She remembers the friendship—Braden’s best friend, the boy who hovered at her side, her shadow, her protector. But not the shift. Not the slow, beautiful slide from comfort into something deeper. Something wild. Something real.
Gone.
I try to hold her gaze, to keep myself steady, but the ache inside me swells like a storm surge. Was it fear? Maybe. Rejection? Probably. But more than anything—it’s grief. For what we had. For the part of her that used to look at me like I was her world.
The part that remembered my hands on her skin. My mouth on hers. The way she used to whisper my name like a prayer and a promise.
Now, she just stares, lost.
I swallow hard. My jaw ticks as I shove it all down—stuff the hurt into the deepest place inside me and slam the door shut.
Be her anchor. Not the storm.
“Yeah,” I say quietly. Even that one word feels jagged in my throat. “That’s me.”
Her brows knit together. Her hand lifts, fingers brushing the bandage at her temple like the answers are buried beneath it. My heart twists as I watch her struggle to find me in a mind that no longer knows how.
June doesn’t catch it. She hums and taps at her chart, still all sunshine and blissfully unaware that she just turned our whole world on its head with one casual comment.
And God help me—I want to hate her. Just a little.
Jesus, June. Do you enjoy emotionally gutting people before breakfast?
But I keep my shit together. For Mac.
Because she doesn’t need the past right now. She needs the present. She needs something steady.
She needs me.
So, I stay still. Stay quiet.
And I wait.
Because if it takes a hundred days… a thousand quiet reassurances… I’ll give them.
I’ll wait for her to find her way back to me.
Even if it means pretending we’re just friends again.
Even if it shreds me to pieces.
The space between us crackles—heavy with words unspoken. She’s looking at me again, searching, like she’ll find the truth written on my face.
And maybe…maybe she does.
Because right now, she might not remember loving me.

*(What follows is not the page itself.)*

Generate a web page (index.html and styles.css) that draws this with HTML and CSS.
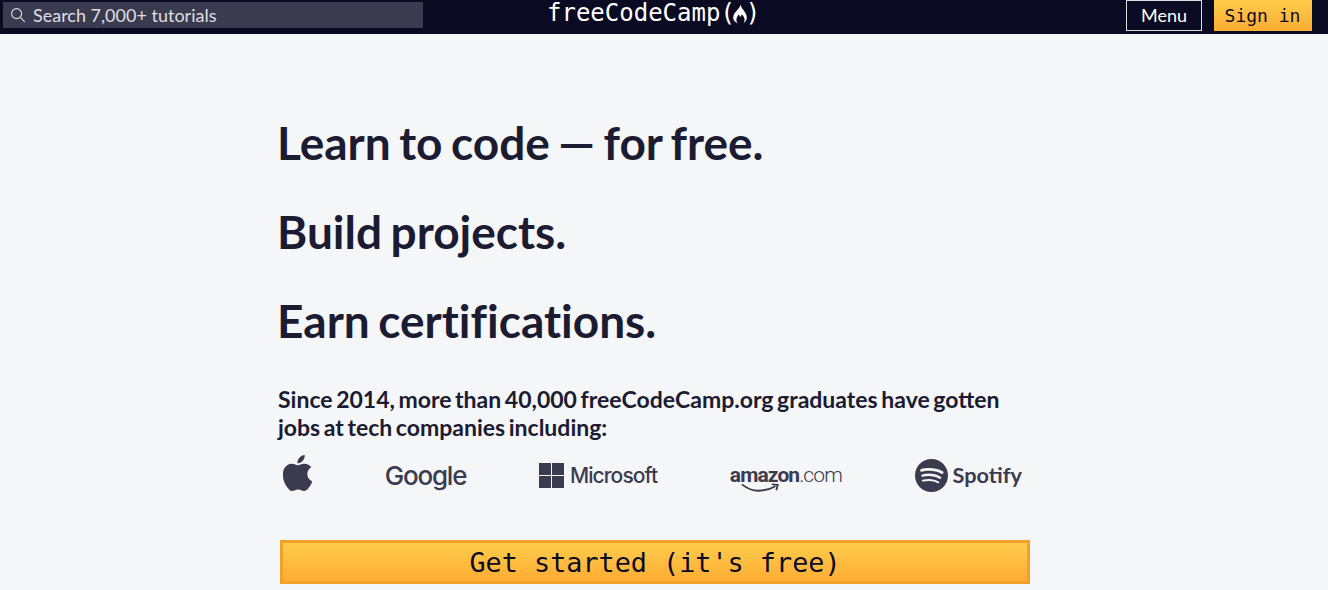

But she remembers wanting me.
June, the chaos gremlin in scrubs, clears her throat, slicing through the moment. “I’ll be back soon with the doctor. He’ll want to check in during rounds.”
Then she’s gone, and the door clicks shut behind her.
Mac exhales shakily, fingers curling into the edge of the hospital blanket. I watch her for a beat, then speak before I overthink it.
“Do you want anything?” I ask, gentler this time. “I can pick something up for you—anything. PJs? Something soft?”
She hesitates. Her teeth catch her bottom lip. Then, almost too quiet to hear, she whispers, “Tell me about Braden.”